Mal sehen, wie lange das hält. Aber ich denke, die Leute wollen jetzt Taten sehen, und keine politischen Grabenkämpfe. Und das Lied von den roten Socken kann wahrscheinlich auch keiner mehr hören.
 
Die Grünen haben die Wählerschichten erobert, die die FDP unter Flach mit den Freiburger Thesen erreichen wollte, dann aber unter Genscher und Westerwelle eiligst wieder verlassen hat: Gebildete Menschen, die durchaus moralische Vorstellungen von Politik haben. Nicht nur, was unser Verhältnis zur Umwelt angeht, sondern auch zu Bürgerrechten, Friedenspolitik und mehr. Das kann man schon eine konservative Einstellung nennen, da hast du recht.

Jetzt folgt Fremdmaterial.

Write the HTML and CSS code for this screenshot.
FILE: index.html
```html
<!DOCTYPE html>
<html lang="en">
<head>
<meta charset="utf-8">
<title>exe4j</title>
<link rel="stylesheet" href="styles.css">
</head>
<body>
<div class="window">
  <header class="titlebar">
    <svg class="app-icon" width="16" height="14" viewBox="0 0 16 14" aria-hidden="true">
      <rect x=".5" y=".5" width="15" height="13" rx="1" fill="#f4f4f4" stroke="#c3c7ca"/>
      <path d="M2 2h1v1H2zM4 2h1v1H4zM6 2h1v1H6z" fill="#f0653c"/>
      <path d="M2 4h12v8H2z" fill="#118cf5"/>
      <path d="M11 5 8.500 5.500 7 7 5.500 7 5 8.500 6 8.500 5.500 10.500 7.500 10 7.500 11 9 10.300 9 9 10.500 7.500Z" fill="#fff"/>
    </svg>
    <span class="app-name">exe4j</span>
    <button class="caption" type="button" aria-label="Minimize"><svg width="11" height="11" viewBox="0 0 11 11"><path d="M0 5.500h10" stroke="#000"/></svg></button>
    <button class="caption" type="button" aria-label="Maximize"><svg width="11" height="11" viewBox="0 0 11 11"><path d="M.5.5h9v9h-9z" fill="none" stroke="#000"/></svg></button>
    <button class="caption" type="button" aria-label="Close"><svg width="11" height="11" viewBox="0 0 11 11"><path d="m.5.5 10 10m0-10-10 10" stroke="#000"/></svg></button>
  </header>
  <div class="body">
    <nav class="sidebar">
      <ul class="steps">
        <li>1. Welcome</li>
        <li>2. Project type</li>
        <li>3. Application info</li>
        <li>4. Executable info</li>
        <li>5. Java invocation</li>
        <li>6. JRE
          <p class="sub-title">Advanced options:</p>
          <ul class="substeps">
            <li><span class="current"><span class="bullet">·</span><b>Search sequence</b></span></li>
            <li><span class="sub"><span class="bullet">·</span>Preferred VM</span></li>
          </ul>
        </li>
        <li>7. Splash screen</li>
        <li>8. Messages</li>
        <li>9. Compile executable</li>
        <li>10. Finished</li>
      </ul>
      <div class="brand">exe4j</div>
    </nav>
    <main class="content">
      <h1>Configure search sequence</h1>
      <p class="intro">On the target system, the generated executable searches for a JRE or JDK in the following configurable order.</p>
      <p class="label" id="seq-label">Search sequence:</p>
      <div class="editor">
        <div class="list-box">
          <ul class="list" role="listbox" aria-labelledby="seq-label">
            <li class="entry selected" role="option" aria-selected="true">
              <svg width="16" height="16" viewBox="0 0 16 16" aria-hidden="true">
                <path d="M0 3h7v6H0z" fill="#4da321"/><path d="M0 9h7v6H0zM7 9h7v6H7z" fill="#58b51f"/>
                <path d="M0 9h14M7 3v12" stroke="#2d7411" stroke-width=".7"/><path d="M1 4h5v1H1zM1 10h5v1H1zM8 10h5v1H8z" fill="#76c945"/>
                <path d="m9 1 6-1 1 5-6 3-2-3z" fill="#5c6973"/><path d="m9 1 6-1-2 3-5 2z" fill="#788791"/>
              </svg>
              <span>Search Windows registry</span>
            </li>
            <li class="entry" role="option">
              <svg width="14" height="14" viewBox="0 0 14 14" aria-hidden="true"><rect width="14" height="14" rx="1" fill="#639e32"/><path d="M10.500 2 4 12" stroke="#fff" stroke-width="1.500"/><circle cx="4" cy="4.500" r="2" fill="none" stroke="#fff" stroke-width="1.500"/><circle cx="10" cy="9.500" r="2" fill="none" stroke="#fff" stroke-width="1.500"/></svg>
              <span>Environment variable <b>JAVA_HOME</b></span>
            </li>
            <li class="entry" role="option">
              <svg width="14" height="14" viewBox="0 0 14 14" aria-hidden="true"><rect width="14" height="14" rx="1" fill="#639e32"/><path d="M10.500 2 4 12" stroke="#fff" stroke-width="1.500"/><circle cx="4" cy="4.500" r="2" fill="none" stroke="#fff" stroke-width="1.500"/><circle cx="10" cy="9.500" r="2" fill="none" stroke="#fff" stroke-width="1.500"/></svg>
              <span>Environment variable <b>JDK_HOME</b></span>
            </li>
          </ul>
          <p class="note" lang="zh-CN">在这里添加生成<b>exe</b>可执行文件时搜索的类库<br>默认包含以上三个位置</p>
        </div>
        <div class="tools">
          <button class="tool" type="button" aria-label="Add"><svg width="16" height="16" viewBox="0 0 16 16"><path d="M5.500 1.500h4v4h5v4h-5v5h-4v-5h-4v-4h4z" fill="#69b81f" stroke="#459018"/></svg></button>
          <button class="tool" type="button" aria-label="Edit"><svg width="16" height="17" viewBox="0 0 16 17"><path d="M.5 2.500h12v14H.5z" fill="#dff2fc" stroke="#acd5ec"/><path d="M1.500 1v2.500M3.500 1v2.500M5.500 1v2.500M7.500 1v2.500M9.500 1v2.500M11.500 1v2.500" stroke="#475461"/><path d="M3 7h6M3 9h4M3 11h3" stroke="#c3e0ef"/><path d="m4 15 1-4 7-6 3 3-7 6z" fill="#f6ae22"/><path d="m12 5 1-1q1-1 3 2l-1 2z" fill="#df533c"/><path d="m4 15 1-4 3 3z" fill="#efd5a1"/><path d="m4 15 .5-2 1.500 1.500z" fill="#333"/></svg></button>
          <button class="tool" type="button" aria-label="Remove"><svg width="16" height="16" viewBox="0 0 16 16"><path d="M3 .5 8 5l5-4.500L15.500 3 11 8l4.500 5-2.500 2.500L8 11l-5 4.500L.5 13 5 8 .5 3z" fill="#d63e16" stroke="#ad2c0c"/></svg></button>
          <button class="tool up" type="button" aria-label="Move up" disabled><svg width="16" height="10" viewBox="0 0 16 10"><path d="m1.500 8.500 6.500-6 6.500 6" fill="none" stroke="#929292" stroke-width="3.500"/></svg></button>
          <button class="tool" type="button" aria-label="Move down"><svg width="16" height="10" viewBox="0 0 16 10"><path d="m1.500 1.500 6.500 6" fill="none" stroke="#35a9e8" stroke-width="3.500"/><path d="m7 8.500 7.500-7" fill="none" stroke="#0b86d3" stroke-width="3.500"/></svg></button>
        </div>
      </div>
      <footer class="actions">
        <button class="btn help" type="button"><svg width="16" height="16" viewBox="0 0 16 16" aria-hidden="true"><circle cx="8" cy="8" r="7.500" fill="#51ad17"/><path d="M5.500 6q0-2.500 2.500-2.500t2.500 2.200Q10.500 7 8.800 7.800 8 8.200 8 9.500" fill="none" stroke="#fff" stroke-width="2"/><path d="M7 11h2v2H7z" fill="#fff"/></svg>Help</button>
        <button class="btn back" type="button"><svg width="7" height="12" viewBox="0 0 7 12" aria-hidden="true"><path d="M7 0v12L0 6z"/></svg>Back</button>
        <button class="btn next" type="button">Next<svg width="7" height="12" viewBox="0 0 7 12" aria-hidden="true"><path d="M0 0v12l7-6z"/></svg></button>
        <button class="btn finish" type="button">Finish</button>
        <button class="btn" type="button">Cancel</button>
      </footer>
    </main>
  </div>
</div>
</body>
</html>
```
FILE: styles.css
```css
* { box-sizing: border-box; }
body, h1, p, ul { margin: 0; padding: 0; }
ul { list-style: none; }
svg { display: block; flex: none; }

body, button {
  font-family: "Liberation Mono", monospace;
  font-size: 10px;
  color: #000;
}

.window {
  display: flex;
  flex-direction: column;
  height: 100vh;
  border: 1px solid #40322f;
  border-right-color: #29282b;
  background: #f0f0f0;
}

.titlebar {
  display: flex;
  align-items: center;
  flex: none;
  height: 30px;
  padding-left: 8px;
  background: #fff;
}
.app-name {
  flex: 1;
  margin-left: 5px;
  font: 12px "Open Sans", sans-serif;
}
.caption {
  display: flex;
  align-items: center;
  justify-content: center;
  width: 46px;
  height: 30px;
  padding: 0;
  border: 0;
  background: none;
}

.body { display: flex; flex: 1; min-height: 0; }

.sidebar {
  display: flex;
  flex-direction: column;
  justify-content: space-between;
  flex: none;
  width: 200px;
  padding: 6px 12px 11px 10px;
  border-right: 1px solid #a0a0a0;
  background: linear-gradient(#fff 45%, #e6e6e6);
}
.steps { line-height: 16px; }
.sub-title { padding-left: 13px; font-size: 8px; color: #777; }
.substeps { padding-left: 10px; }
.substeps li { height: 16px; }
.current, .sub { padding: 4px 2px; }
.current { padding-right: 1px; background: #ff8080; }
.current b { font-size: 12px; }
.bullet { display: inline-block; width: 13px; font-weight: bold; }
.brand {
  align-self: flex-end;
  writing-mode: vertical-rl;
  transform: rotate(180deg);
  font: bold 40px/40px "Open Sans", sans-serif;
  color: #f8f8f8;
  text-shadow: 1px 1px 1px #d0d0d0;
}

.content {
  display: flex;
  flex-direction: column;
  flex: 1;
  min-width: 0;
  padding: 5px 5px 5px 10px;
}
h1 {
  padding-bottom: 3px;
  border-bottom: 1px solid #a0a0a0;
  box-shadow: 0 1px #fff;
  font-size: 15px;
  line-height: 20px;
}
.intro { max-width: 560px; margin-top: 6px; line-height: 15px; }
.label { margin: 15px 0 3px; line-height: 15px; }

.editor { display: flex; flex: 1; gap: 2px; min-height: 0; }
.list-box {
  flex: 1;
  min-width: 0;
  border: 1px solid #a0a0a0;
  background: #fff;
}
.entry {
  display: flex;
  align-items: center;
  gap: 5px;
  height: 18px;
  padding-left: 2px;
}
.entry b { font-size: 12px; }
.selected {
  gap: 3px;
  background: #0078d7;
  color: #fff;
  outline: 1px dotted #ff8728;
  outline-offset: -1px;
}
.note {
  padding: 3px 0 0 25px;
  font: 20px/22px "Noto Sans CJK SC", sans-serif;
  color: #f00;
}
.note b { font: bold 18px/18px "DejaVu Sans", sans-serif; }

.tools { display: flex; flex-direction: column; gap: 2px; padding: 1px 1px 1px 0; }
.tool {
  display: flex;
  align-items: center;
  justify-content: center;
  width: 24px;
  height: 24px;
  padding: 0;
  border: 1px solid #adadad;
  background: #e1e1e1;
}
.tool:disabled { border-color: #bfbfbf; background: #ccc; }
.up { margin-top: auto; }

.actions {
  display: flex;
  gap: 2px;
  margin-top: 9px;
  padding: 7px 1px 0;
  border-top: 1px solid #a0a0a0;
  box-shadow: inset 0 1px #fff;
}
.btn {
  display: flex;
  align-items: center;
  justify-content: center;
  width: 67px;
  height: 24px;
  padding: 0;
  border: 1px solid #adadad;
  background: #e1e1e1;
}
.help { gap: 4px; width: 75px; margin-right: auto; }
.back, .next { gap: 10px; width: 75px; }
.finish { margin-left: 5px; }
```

Genau so möchte ich das auch verstanden wissen ! Ich sehe das insbesondere in den doch recht untreschiedlichen Generationen, aus denen sich die Wählerschaft der CDU und der Grünen rekrutieren. Wie ich schon geschrieben hatte, sind für viele CDU-Wähler immer noch Themen von höherer Priorität als der Nachkriegsgenerationen. Themen wie AKWs, Pershing, die Friedensbewegung der 80er oder auch die Auftritte der Umweltaktivisten in dieser Zeit gegen Verklappung und so manch anderes Geschehen usw. das sind alles für konservative Wähler im Sinne der älteren Gesellschaftsmitglieder nur Randerscheinungen. Konservativ im Sinne der Grünen-Wähler empfinde ich als eine andere Form. Es geht, wie Du schon sagst, um andere, neu gelebte Werte, in meiner Meinung nach modernerer Form. Dagegen wirkt die CDU einfach hoffnungslos veraltet.

Die Grünen sind momentan sehr geschickt in ihrer Aussendarstellung: Sie vermeiden jede öffentliche ideologische Diskussion, die Funktionsträger treten staatsmännisch-seriös und abwägend auf, nur Claudia Roth mit ihrer schreiend-orangenen Frisur und ihren immer hoch emotionalen Stellungnahmen zur Lage sorgt noch für ein bißchen altgewohnte Farbigkeit. (Was ja auch wichtig ist für die grüne Identität.)

Woran sich die anderen Parteien ruhig mal eine Scheibe abschneiden können ! Diese ideologischen Diskussionen bringen nichts und sind in der Realität dann eh nicht weiter umsetzbar.

Von allen Parteien sind die Grünen derzeit in ihrer PR die professionellsten. Und gleichzeitig machen sie Punkte mit der Koalition in NRW, die, wie man mittlerweile weiß, vor allem auf Drängen der Grünen zustande gekommen ist. Ich schätze, Rüttgers und die zerstrittene und desorientierte FDP-Riege kann dort keiner mehr sehen.

Mal sehen, wie lange das hält. Aber ich denke, die Leute wollen jetzt Taten sehen, und keine politischen Grabenkämpfe. Und das Lied von den roten Socken kann wahrscheinlich auch keiner mehr hören.

Ganz sicher nicht ! Aber auch das scheint beim altkonservativen Block noch nicht angekommen zu sein. Den Menschen geht es heute in der Mehrheit nicht um die Schönfärberei und diese schon polemischen Formulierungen a la "Die anderen sind schuld, wählt uns" sondern um klare Linien mit aus Volkessicht vernünftigen Zielen. Und da punkten die Grünen wirklich, weil sie einfach für eine verantwortungsvolle Politik für die Menschen stehen. Im Grunde berühren sie mit ihren thematischen Schwerpunkten vor allem das, was uns betrifft, das gesellschaftliche Zusammenleben und die Sicht in die Zukunft Selbiger. Nicht diese oftmals eindimensional wirkende Sichtweise der anderen Parteien.